• **Entries shown**:
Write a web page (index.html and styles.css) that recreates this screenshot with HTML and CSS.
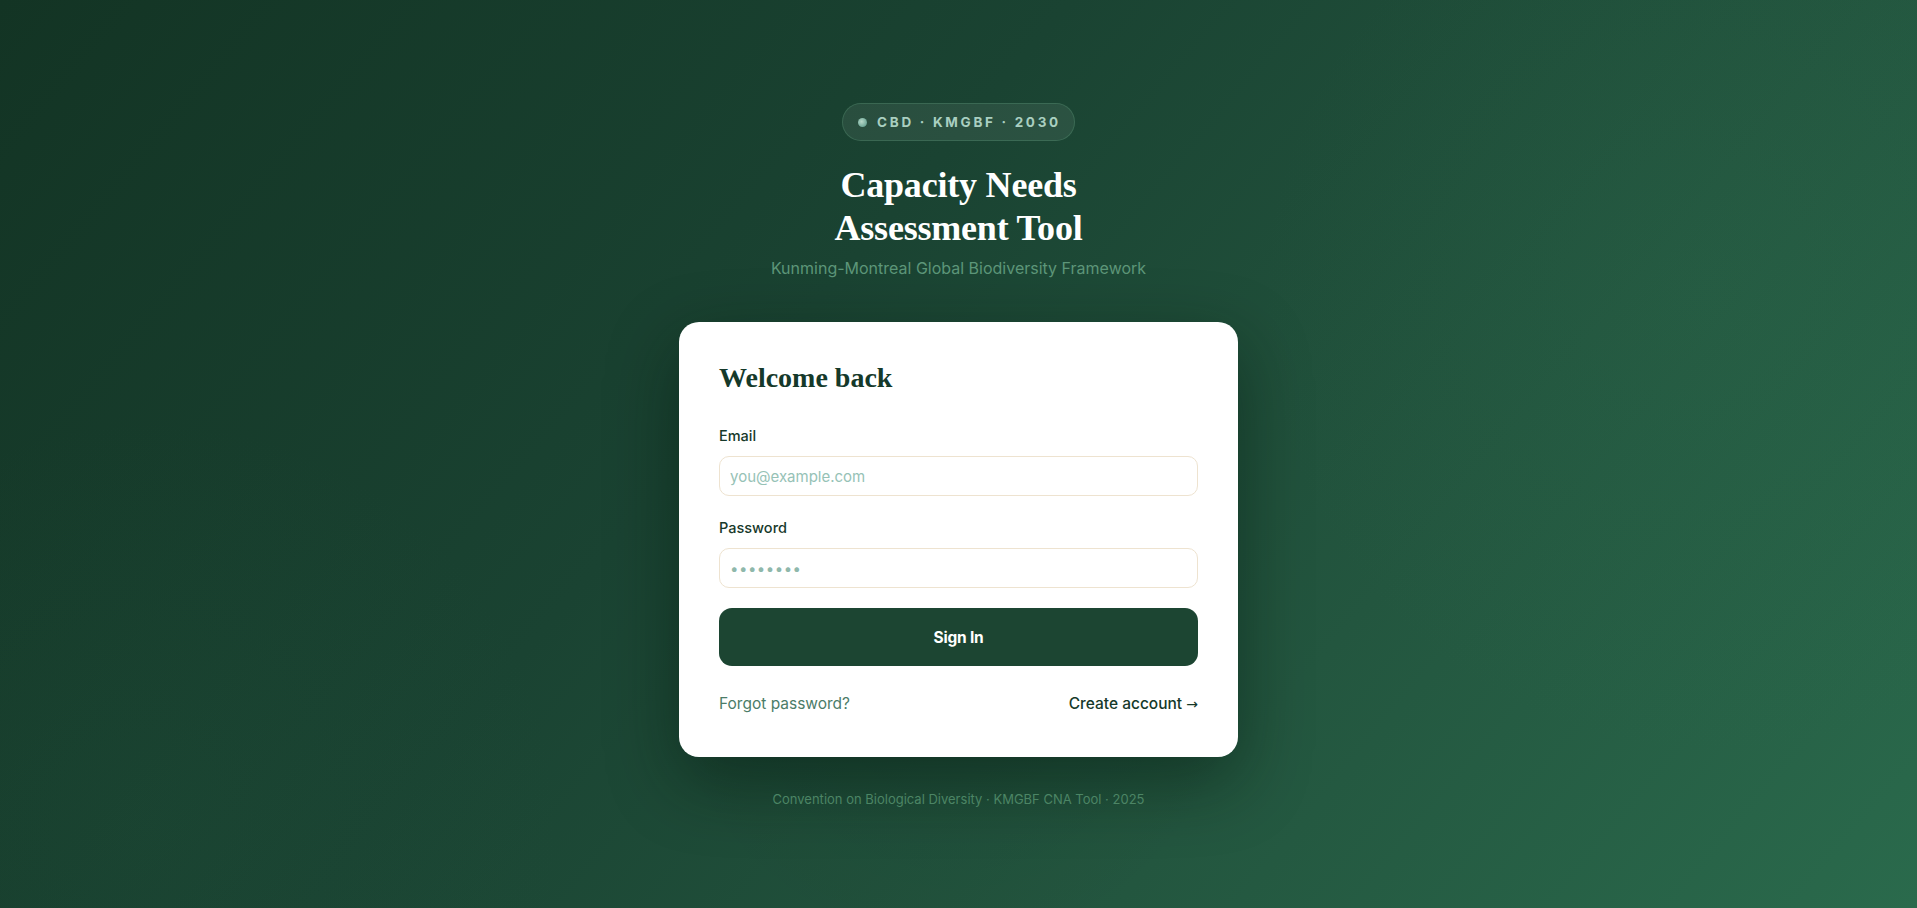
FILE: index.html
```html
<!DOCTYPE html>
<html lang="en">
<head>
<meta charset="utf-8">
<title>Capacity Needs Assessment Tool</title>
<link rel="stylesheet" href="styles.css">
</head>
<body>
<div class="bg-shapes">
  <span class="blob blob-a"></span>
  <span class="blob blob-b"></span>
  <span class="blob blob-c"></span>
</div>
<main class="page">
  <div class="badge"><span class="badge-dot"></span><span class="badge-text">CBD · KMGBF · 2030</span></div>
  <h1 class="title">Capacity Needs<br>Assessment Tool</h1>
  <p class="subtitle">Kunming-Montreal Global Biodiversity Framework</p>

  <section class="card">
    <h2 class="card-title">Welcome back</h2>
    <form class="form">
      <label class="field">
        <span class="field-label">Email</span>
        <input class="input" type="email" placeholder="you@example.com">
      </label>
      <label class="field">
        <span class="field-label">Password</span>
        <input class="input input-pass" type="password" placeholder="••••••••">
      </label>
      <button class="btn" type="button">Sign In</button>
    </form>
    <div class="links">
      <a class="link-muted" href="#">Forgot password?</a>
      <a class="link-strong" href="#">Create account <span class="arrow">→</span></a>
    </div>
  </section>

  <p class="footer">Convention on Biological Diversity · KMGBF CNA Tool · 2025</p>
</main>
</body>
</html>
```
FILE: styles.css
```css
* { box-sizing: border-box; }
html, body { height: 100%; }
body {
  margin: 0;
  min-height: 100vh;
  overflow: hidden;
  font-family: "Inter", "Noto Sans", "Liberation Sans", sans-serif;
  background: linear-gradient(130deg, #133424 0%, #1a4332 40%, #23563f 70%, #2a6a4c 100%);
  position: relative;
}
.bg-shapes { position: absolute; inset: 0; pointer-events: none; overflow: hidden; }
.blob { position: absolute; border-radius: 50%; }
.blob-a { width: 900px; height: 900px; left: -300px; top: 380px; background: radial-gradient(circle, rgba(40,100,70,0.10), rgba(0,0,0,0) 65%); }
.blob-b { width: 1000px; height: 1000px; right: -300px; top: -200px; background: radial-gradient(circle, rgba(50,120,85,0.12), rgba(0,0,0,0) 65%); }
.blob-c { width: 700px; height: 700px; left: 600px; top: 300px; background: radial-gradient(circle, rgba(0,0,0,0.06), rgba(0,0,0,0) 65%); }

.page {
  position: relative;
  display: flex;
  flex-direction: column;
  align-items: center;
  padding-top: 103px;
}
.badge {
  display: flex;
  align-items: center;
  gap: 10px;
  height: 38px;
  padding: 0 15px 0 15px;
  border-radius: 19px;
  background: rgba(255,255,255,0.07);
  border: 1px solid rgba(120,190,150,0.22);
}
.badge-dot {
  width: 9px; height: 9px; border-radius: 50%;
  background: radial-gradient(circle at 40% 40%, #b8d8c8, #6fa898 70%);
}
.badge-text {
  color: #a9cfc0;
  font-size: 13.5px;
  font-weight: 700;
  letter-spacing: 0.2em;
  margin-right: -2px;
}
.title {
  margin: 23px 0 0;
  font-family: "Liberation Serif", "DejaVu Serif", serif;
  font-weight: 700;
  font-size: 36px;
  line-height: 43px;
  color: #ffffff;
  text-align: center;
  letter-spacing: -0.2px;
}
.subtitle {
  margin: 7px 0 0;
  font-size: 16px;
  line-height: 22px;
  color: #5d9679;
}
.card {
  margin-top: 43px;
  width: 559px;
  background: #ffffff;
  border-radius: 20px;
  padding: 38px 40px 42px;
  box-shadow: 0 24px 70px rgba(0,20,10,0.45);
}
.card-title {
  margin: 0;
  font-family: "Liberation Serif", "DejaVu Serif", serif;
  font-weight: 700;
  font-size: 28px;
  line-height: 36px;
  color: #15392a;
}
.form { display: flex; flex-direction: column; margin-top: 30px; }
.field { display: flex; flex-direction: column; margin-bottom: 21px; }
.field + .field { margin-bottom: 20px; }
.field-label {
  font-size: 14.5px;
  font-weight: 500;
  line-height: 20px;
  color: #17392b;
  margin-bottom: 10px;
}
.field + .field .field-label { margin-top: 1px; }
.input {
  height: 40px;
  width: 100%;
  border: 1px solid #eee3d0;
  border-radius: 10px;
  padding: 0 10px;
  font-family: inherit;
  font-size: 15px;
  color: #1b3a2d;
  background: #fff;
  outline: none;
}
.input::placeholder { color: #96c2b6; }
.input-pass::placeholder { color: #8fb8ab; letter-spacing: 0.5px; }
.btn {
  height: 58px;
  border: 0;
  border-radius: 13px;
  background: #1c4532;
  color: #ffffff;
  font-family: inherit;
  font-size: 15.5px;
  font-weight: 700;
  letter-spacing: -0.2px;
}
.links {
  display: flex;
  justify-content: space-between;
  align-items: center;
  margin-top: 27px;
  font-size: 15.5px;
  line-height: 22px;
}
.link-muted { color: #4b7c68; text-decoration: none; }
.link-strong { color: #15392a; text-decoration: none; font-weight: 500; }
.arrow { font-family: "DejaVu Sans", sans-serif; font-weight: 400; font-size: 14px; }
.footer {
  margin: 33px 0 0;
  font-size: 13px;
  line-height: 18px;
  color: #4c8565;
}
```
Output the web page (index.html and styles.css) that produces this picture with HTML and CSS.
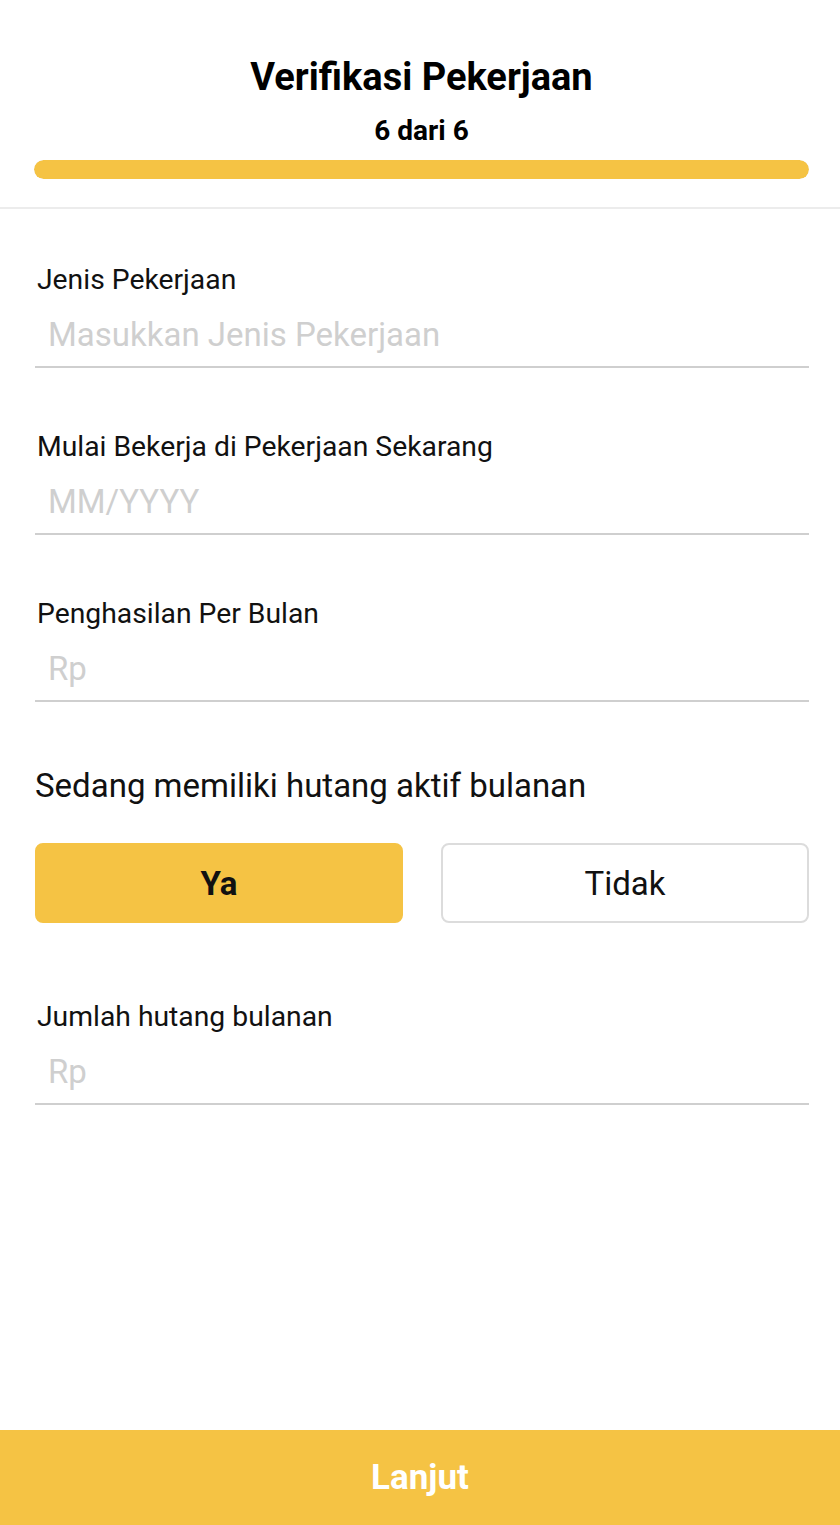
FILE: index.html
```html
<!DOCTYPE html>
<html lang="id">
<head>
<meta charset="utf-8">
<title>Verifikasi Pekerjaan</title>
<link rel="stylesheet" href="styles.css">
</head>
<body>
<div class="page">
  <header class="header">
    <h1 class="title">Verifikasi Pekerjaan</h1>
    <div class="step">6 dari 6</div>
    <div class="progress"><div class="progress-fill"></div></div>
  </header>
  <main class="form">
    <div class="field">
      <label class="label">Jenis Pekerjaan</label>
      <div class="input">Masukkan Jenis Pekerjaan</div>
    </div>
    <div class="field">
      <label class="label">Mulai Bekerja di Pekerjaan Sekarang</label>
      <div class="input">MM/YYYY</div>
    </div>
    <div class="field">
      <label class="label">Penghasilan Per Bulan</label>
      <div class="input">Rp</div>
    </div>
    <div class="question">Sedang memiliki hutang aktif bulanan</div>
    <div class="choices">
      <button class="choice choice-active">Ya</button>
      <button class="choice">Tidak</button>
    </div>
    <div class="field field-last">
      <label class="label">Jumlah hutang bulanan</label>
      <div class="input">Rp</div>
    </div>
  </main>
  <footer class="footer">
    <button class="next">Lanjut</button>
  </footer>
</div>
</body>
</html>
```

FILE: styles.css
```css
* { box-sizing: border-box; }
html, body { margin: 0; padding: 0; background: #fff; }
body { font-family: Roboto, "Noto Sans", sans-serif; color: #111; }
.page {
  width: 840px;
  height: 1525px;
  display: flex;
  flex-direction: column;
}
.header {
  padding: 55px 31px 28px 34px;
  border-bottom: 2px solid #ececec;
  display: flex;
  flex-direction: column;
  align-items: center;
}
.title {
  margin: 0;
  font-size: 38px;
  font-weight: 700;
  line-height: 44px;
  color: #000;
}
.step {
  margin-top: 15px;
  font-size: 28px;
  font-weight: 700;
  line-height: 34px;
  color: #000;
}
.progress {
  margin-top: 12px;
  width: 100%;
  height: 19px;
  border-radius: 10px;
  background: #eee;
  overflow: hidden;
}
.progress-fill {
  width: 100%;
  height: 100%;
  background: #f5c344;
  border-radius: 10px;
}
.form {
  flex: 1;
  padding: 54px 31px 0 35px;
  display: flex;
  flex-direction: column;
}
.field {
  display: flex;
  flex-direction: column;
  margin-bottom: 62px;
}
.label {
  padding-left: 2px;
  font-size: 28.3px;
  line-height: 34px;
  color: #111;
}
.input {
  margin-top: 18px;
  padding: 0 0 11px 13px;
  font-size: 33px;
  line-height: 40px;
  color: #cfcfcf;
  border-bottom: 2px solid #cfcfcf;
}
.question {
  margin-top: 2px;
  font-size: 33px;
  line-height: 40px;
  color: #111;
}
.choices {
  margin-top: 37px;
  display: grid;
  grid-template-columns: 1fr 1fr;
  gap: 38px;
  margin-bottom: 77px;
}
.choice {
  height: 80px;
  border-radius: 8px;
  border: 2px solid #dcdcdc;
  background: #fff;
  font-family: inherit;
  font-size: 33px;
  color: #111;
  padding: 0;
}
.choice-active {
  background: #f5c344;
  border-color: #f5c344;
  font-weight: 700;
}
.footer {
  height: 95px;
  background: #f5c344;
}
.next {
  width: 100%;
  height: 100%;
  border: 0;
  background: transparent;
  font-family: inherit;
  font-size: 35px;
  font-weight: 700;
  color: #fff;
}
```
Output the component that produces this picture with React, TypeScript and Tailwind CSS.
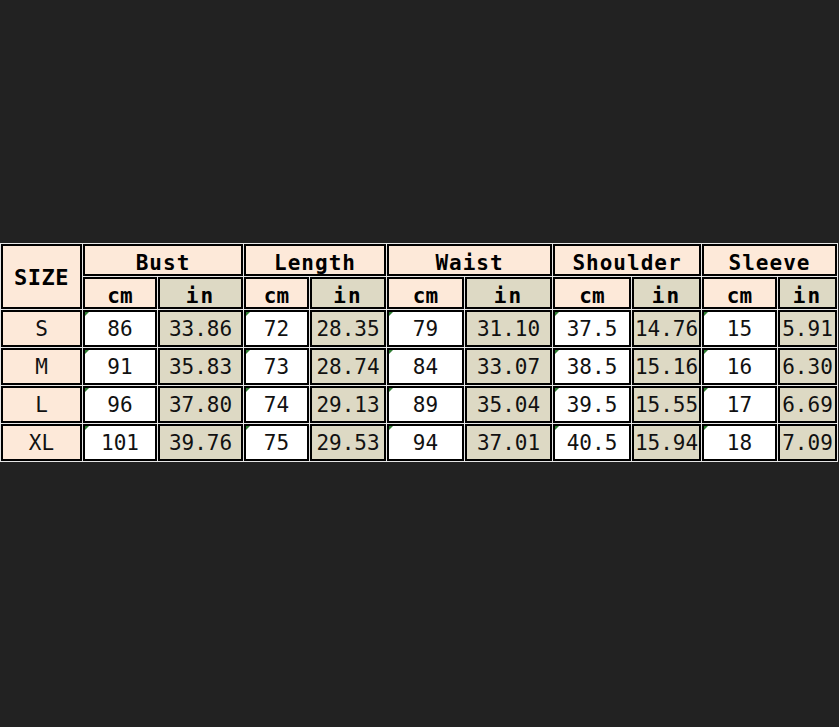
const mono = "font-['DejaVu_Sans_Mono','Liberation_Mono',monospace]"

const groups = ["Bust", "Length", "Waist", "Shoulder", "Sleeve"]

const rows = [
  { size: "S", vals: ["86", "33.86", "72", "28.35", "79", "31.10", "37.5", "14.76", "15", "5.91"] },
  { size: "M", vals: ["91", "35.83", "73", "28.74", "84", "33.07", "38.5", "15.16", "16", "6.30"] },
  { size: "L", vals: ["96", "37.80", "74", "29.13", "89", "35.04", "39.5", "15.55", "17", "6.69"] },
  { size: "XL", vals: ["101", "39.76", "75", "29.53", "94", "37.01", "40.5", "15.94", "18", "7.09"] },
]

const cell = "border-2 border-black flex items-center justify-center"

const Mark = () => (
  <span className="absolute left-0 top-0 h-0 w-0 border-t-[4px] border-r-[4px] border-t-[#2e7d32] border-r-transparent" />
)

export default function App() {
  return (
    <div className="min-h-[727px] w-full bg-[#222222] pt-[243px]">
      <div
        className={`grid w-fit grid-cols-[81px_74px_85px_65px_76px_77px_87px_78px_69px_75px_59px] grid-rows-[32px_32px_37px_37px_37px_37px] gap-px bg-[#e6e6e6] p-px text-black ${mono}`}
      >
        <div className={`${cell} row-span-2 bg-[#fde9d9] pt-[2px] text-[22px] font-bold tracking-[0.5px]`}>SIZE</div>
        {groups.map(g => (
          <div key={g} className={`${cell} col-span-2 bg-[#fde9d9] pt-[7px] text-[21px] font-bold tracking-[1px]`}>
            {g}
          </div>
        ))}
        {groups.map(g => (
          <>
            <div key={g + "cm"} className={`${cell} bg-[#fde9d9] pt-[7px] text-[21px] font-bold`}>cm</div>
            <div key={g + "in"} className={`${cell} bg-[#ddd9c4] pt-[7px] text-[21px] font-bold tracking-[2px]`}>in</div>
          </>
        ))}
        {rows.map(r => (
          <>
            <div key={r.size} className={`${cell} bg-[#fde9d9] pt-[2px] text-[21px] text-[#111]`}>{r.size}</div>
            {r.vals.map((v, i) => (
              <div
                key={r.size + i}
                className={`${cell} relative pt-[2px] text-[21px] text-[#111] ${i % 2 === 0 ? "bg-white" : "bg-[#ddd9c4]"}`}
              >
                {i % 2 === 0 && <Mark />}
                {v}
              </div>
            ))}
          </>
        ))}
      </div>
    </div>
  )
}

• **Given instruction**: Each line above that includes "picture" should be shown.

• **Response to this task**:
Output the web page (index.html and styles.css) that produces this picture with HTML and CSS.
Output the component that produces this picture with React, TypeScript and Tailwind CSS.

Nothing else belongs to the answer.